§ TASK STATEMENT:
Return the material word for word. Do not include the pictures.

§ INFORMATION PROVIDED:

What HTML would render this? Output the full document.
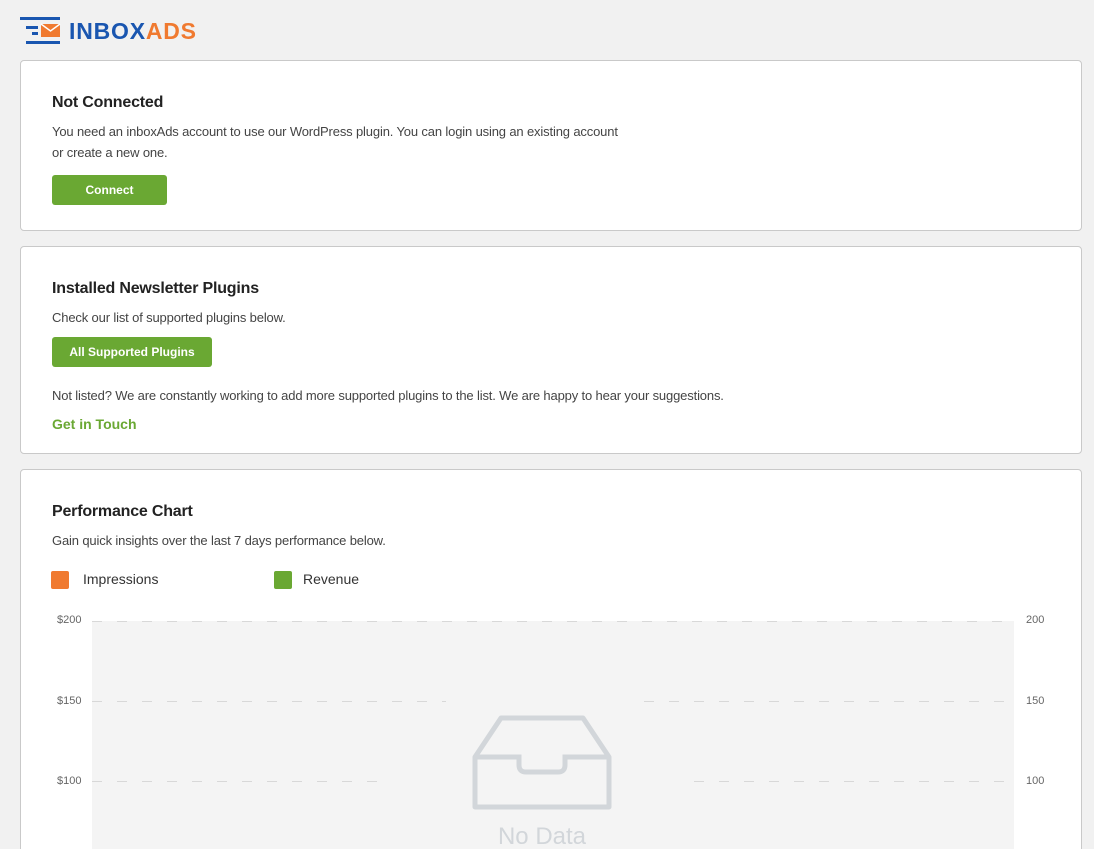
<!DOCTYPE html>
<html><head><meta charset="utf-8"><style>
*{margin:0;padding:0;box-sizing:border-box}
html,body{width:1094px;height:849px;overflow:hidden}
body{background:#f1f1f1;font-family:"Liberation Sans",sans-serif;color:#333;position:relative}
.card{position:absolute;left:20px;width:1062px;background:#fff;border:1px solid #c9c9c9;border-radius:4px}
.t{position:absolute;left:31px;font-size:16px;font-weight:bold;color:#222;letter-spacing:-0.2px}
.p{position:absolute;left:31px;font-size:13px;color:#444;line-height:21px;letter-spacing:-0.15px}
.btn{position:absolute;left:31px;background:#6aa833;color:#fff;font-size:12px;font-weight:bold;border-radius:3px;text-align:center}
.ax{position:absolute;font-size:11px;color:#666}
.dash{position:absolute;height:1px;background:repeating-linear-gradient(90deg,#d8d8d8 0 10px,transparent 10px 25px)}
</style></head><body>
<svg style="position:absolute;left:20px;top:16px" width="42" height="30" viewBox="0 0 42 30">
<rect x="0" y="1" width="40" height="3" fill="#1a56b0"/>
<rect x="6" y="10" width="12" height="3" fill="#1a56b0"/>
<rect x="12" y="16" width="6" height="3" fill="#1a56b0"/>
<rect x="6" y="25" width="34" height="3" fill="#1a56b0"/>
<rect x="21" y="8" width="19" height="13" fill="#f07a30"/>
<path d="M21 8 L30.5 15 L40 8" stroke="#fff" stroke-width="1.5" fill="none"/>
</svg>
<div style="position:absolute;left:69px;top:16px;font-size:23px;font-weight:bold;letter-spacing:0.8px;line-height:30px"><span style="color:#1a56b0">INBOX</span><span style="color:#f07a30">ADS</span></div>

<div class="card" style="top:60px;height:171px">
<div class="t" style="top:33px">Not Connected</div>
<div class="p" style="top:60px">You need an inboxAds account to use our WordPress plugin. You can login using an existing account<br>or create a new one.</div>
<div class="btn" style="top:114px;width:115px;height:30px;line-height:30px">Connect</div>
</div>

<div class="card" style="top:246px;height:208px">
<div class="t" style="top:33px">Installed Newsletter Plugins</div>
<div class="p" style="top:60px">Check our list of supported plugins below.</div>
<div class="btn" style="top:90px;width:160px;height:30px;line-height:30px">All Supported Plugins</div>
<div class="p" style="top:138px">Not listed? We are constantly working to add more supported plugins to the list. We are happy to hear your suggestions.</div>
<div style="position:absolute;left:31px;top:169px;font-size:14px;font-weight:bold;color:#6aa833">Get in Touch</div>
</div>

<div class="card" style="top:469px;height:420px">
<div class="t" style="top:33px">Performance Chart</div>
<div class="p" style="top:60px">Gain quick insights over the last 7 days performance below.</div>
<div style="position:absolute;left:30px;top:101px;width:18px;height:18px;background:#f07a30;border-radius:2px"></div>
<div style="position:absolute;left:62px;top:101px;font-size:14px;color:#333">Impressions</div>
<div style="position:absolute;left:253px;top:101px;width:18px;height:18px;background:#6aa833;border-radius:2px"></div>
<div style="position:absolute;left:282px;top:101px;font-size:14px;color:#333">Revenue</div>
<div style="position:absolute;left:71px;top:151px;width:922px;height:300px;background:#f4f4f4"></div>
<div class="dash" style="left:71px;top:151px;width:922px"></div>
<div class="dash" style="left:71px;top:231px;width:354px"></div>
<div class="dash" style="left:623px;top:231px;width:370px"></div>
<div class="dash" style="left:71px;top:311px;width:287px"></div>
<div class="dash" style="left:673px;top:311px;width:320px"></div>
<div class="ax" style="left:36px;top:144px">$200</div>
<div class="ax" style="left:36px;top:225px">$150</div>
<div class="ax" style="left:36px;top:305px">$100</div>
<div class="ax" style="left:1005px;top:144px">200</div>
<div class="ax" style="left:1005px;top:225px">150</div>
<div class="ax" style="left:1005px;top:305px">100</div>
<svg style="position:absolute;left:450px;top:245px" width="142" height="98" viewBox="0 0 142 98">
<path d="M30 3 L112 3 L138 42 L138 92 L4 92 L4 42 Z" fill="none" stroke="#d2d6da" stroke-width="5" stroke-linejoin="round"/>
<path d="M4 42 L48 42 L48 50 Q48 57 55 57 L87 57 Q94 57 94 50 L94 42 L138 42" fill="none" stroke="#d2d6da" stroke-width="5"/>
</svg>
<div style="position:absolute;left:421px;top:353px;width:200px;text-align:center;font-size:24px;color:#d2d6da">No Data</div>
</div>
</body></html>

§ ANSWER FOR THE TASK:
What HTML would render this? Output the full document.
<!DOCTYPE html>
<html><head><meta charset="utf-8"><style>
*{margin:0;padding:0;box-sizing:border-box}
html,body{width:1094px;height:849px;overflow:hidden}
body{background:#f1f1f1;font-family:"Liberation Sans",sans-serif;color:#333;position:relative}
.card{position:absolute;left:20px;width:1062px;background:#fff;border:1px solid #c9c9c9;border-radius:4px}
.t{position:absolute;left:31px;font-size:16px;font-weight:bold;color:#222;letter-spacing:-0.2px}
.p{position:absolute;left:31px;font-size:13px;color:#444;line-height:21px;letter-spacing:-0.15px}
.btn{position:absolute;left:31px;background:#6aa833;color:#fff;font-size:12px;font-weight:bold;border-radius:3px;text-align:center}
.ax{position:absolute;font-size:11px;color:#666}
.dash{position:absolute;height:1px;background:repeating-linear-gradient(90deg,#d8d8d8 0 10px,transparent 10px 25px)}
</style></head><body>
<svg style="position:absolute;left:20px;top:16px" width="42" height="30" viewBox="0 0 42 30">
<rect x="0" y="1" width="40" height="3" fill="#1a56b0"/>
<rect x="6" y="10" width="12" height="3" fill="#1a56b0"/>
<rect x="12" y="16" width="6" height="3" fill="#1a56b0"/>
<rect x="6" y="25" width="34" height="3" fill="#1a56b0"/>
<rect x="21" y="8" width="19" height="13" fill="#f07a30"/>
<path d="M21 8 L30.5 15 L40 8" stroke="#fff" stroke-width="1.5" fill="none"/>
</svg>
<div style="position:absolute;left:69px;top:16px;font-size:23px;font-weight:bold;letter-spacing:0.8px;line-height:30px"><span style="color:#1a56b0">INBOX</span><span style="color:#f07a30">ADS</span></div>

<div class="card" style="top:60px;height:171px">
<div class="t" style="top:33px">Not Connected</div>
<div class="p" style="top:60px">You need an inboxAds account to use our WordPress plugin. You can login using an existing account<br>or create a new one.</div>
<div class="btn" style="top:114px;width:115px;height:30px;line-height:30px">Connect</div>
</div>

<div class="card" style="top:246px;height:208px">
<div class="t" style="top:33px">Installed Newsletter Plugins</div>
<div class="p" style="top:60px">Check our list of supported plugins below.</div>
<div class="btn" style="top:90px;width:160px;height:30px;line-height:30px">All Supported Plugins</div>
<div class="p" style="top:138px">Not listed? We are constantly working to add more supported plugins to the list. We are happy to hear your suggestions.</div>
<div style="position:absolute;left:31px;top:169px;font-size:14px;font-weight:bold;color:#6aa833">Get in Touch</div>
</div>

<div class="card" style="top:469px;height:420px">
<div class="t" style="top:33px">Performance Chart</div>
<div class="p" style="top:60px">Gain quick insights over the last 7 days performance below.</div>
<div style="position:absolute;left:30px;top:101px;width:18px;height:18px;background:#f07a30;border-radius:2px"></div>
<div style="position:absolute;left:62px;top:101px;font-size:14px;color:#333">Impressions</div>
<div style="position:absolute;left:253px;top:101px;width:18px;height:18px;background:#6aa833;border-radius:2px"></div>
<div style="position:absolute;left:282px;top:101px;font-size:14px;color:#333">Revenue</div>
<div style="position:absolute;left:71px;top:151px;width:922px;height:300px;background:#f4f4f4"></div>
<div class="dash" style="left:71px;top:151px;width:922px"></div>
<div class="dash" style="left:71px;top:231px;width:354px"></div>
<div class="dash" style="left:623px;top:231px;width:370px"></div>
<div class="dash" style="left:71px;top:311px;width:287px"></div>
<div class="dash" style="left:673px;top:311px;width:320px"></div>
<div class="ax" style="left:36px;top:144px">$200</div>
<div class="ax" style="left:36px;top:225px">$150</div>
<div class="ax" style="left:36px;top:305px">$100</div>
<div class="ax" style="left:1005px;top:144px">200</div>
<div class="ax" style="left:1005px;top:225px">150</div>
<div class="ax" style="left:1005px;top:305px">100</div>
<svg style="position:absolute;left:450px;top:245px" width="142" height="98" viewBox="0 0 142 98">
<path d="M30 3 L112 3 L138 42 L138 92 L4 92 L4 42 Z" fill="none" stroke="#d2d6da" stroke-width="5" stroke-linejoin="round"/>
<path d="M4 42 L48 42 L48 50 Q48 57 55 57 L87 57 Q94 57 94 50 L94 42 L138 42" fill="none" stroke="#d2d6da" stroke-width="5"/>
</svg>
<div style="position:absolute;left:421px;top:353px;width:200px;text-align:center;font-size:24px;color:#d2d6da">No Data</div>
</div>
</body></html>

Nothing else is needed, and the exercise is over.